Another star of Hong Kong cuisine is the egg tart, an enviable concoction of crisp, smooth, sweet and salty. It is delicious and satisfying and an integral part of a meal offered in a dim sum house. It is also available in cha chaan teng or five-star bakeries and restaurants. The Macau version of the egg tart was brought by Portuguese colonisers and this made its way to Hong Kong where it was influenced by British custard tarts, making it smoother than the original. These tarts are an essential Hong Kong treat and definitely worth several tries, with milk tea, as part of a dim sum meal or even as dessert.
Today, we are standing in line outside Tim Ho Wan in Sham Shui Po, for another must-do culinary experience in this crowded city. This dim sum restaurant has gained fame as the cheapest Michelin-starred restaurant in the world. Chef Mak Kwai Pui who helmed the Four Seasons’ three-Michelin-starred restaurant opened this excellent yet reasonably priced eatery. The chain has expanded all over the world, including to New York most recently. Chef Mak is here, at the restaurant, a stroke of luck, and while he speaks little English, our grunts of satisfaction say it all. We make a celebrity of him, taking pictures and having him autograph menus. That’s how much we love his food.
So, this is what we eat, all of it amazingly good: baked bun with BBQ pork, a house special not to be missed; freshly steamed shrimp dumpling, tender and caressing in the mouth; steamed pork dumplings with shrimp, delicious; steamed egg cake, to die for; pan-fried turnip cake, to live for; and phoenix talons with abalone sauce as chicken feet is a delicacy in these parts…and so on. The restaurant interior is nothing to shout home about, on the grubbier side in fact, but the food is worthy of that long line that continues to snake around the building outside, day in and day out.
There is good food wherever you go in this city! A day at the races throws up intricate cocktails and cold coffee at the restaurant Hay Market where the adrenaline is thick enough to slice. A day out shopping at Harbour City, a large and diverse mall, has us spoilt for culinary choice as we settle on Italian restaurant Al Molo. A tram drive up to the Peak opens up vast food options. A ride on the crystal cabin of Ngong Ping 360 at the Tung Chung Terminal takes you to the Big Buddha on Lantau Island that also hosts a selection of Chinese restaurants at Ngong Ping Village. Or, you may lunch at Po Lin monastery’s vegetarian kitchen for a seasonal meal that ‘cleanses the stomach and intestine’.

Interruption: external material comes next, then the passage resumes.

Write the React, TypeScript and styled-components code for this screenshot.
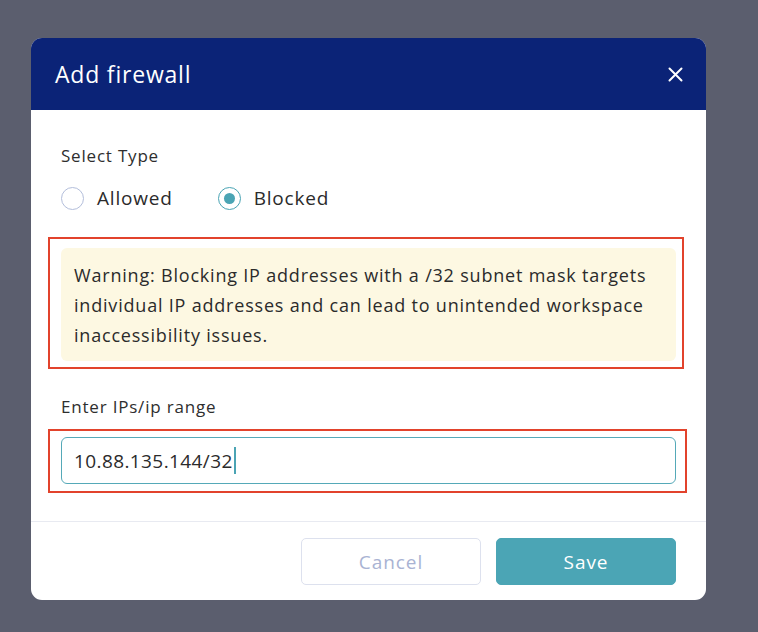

At any time, it is estimated that Hong Kong has up to 60 Michelin-starred restaurants. But, if your heart desires, you may wander the streets, duck into a traditional cha chaan teng, savour an experience at a heart-warming dim sum house, indulge in the iconic high tea in the lobby of The Peninsula hotel, balance a glass of champagne on a Chinese junk boat sailing into Victoria Harbour or simply delve into a bowl of noodles at a corner restaurant. Hong Kong’s literal translation is ‘fragrant harbour’ and I certainly know why.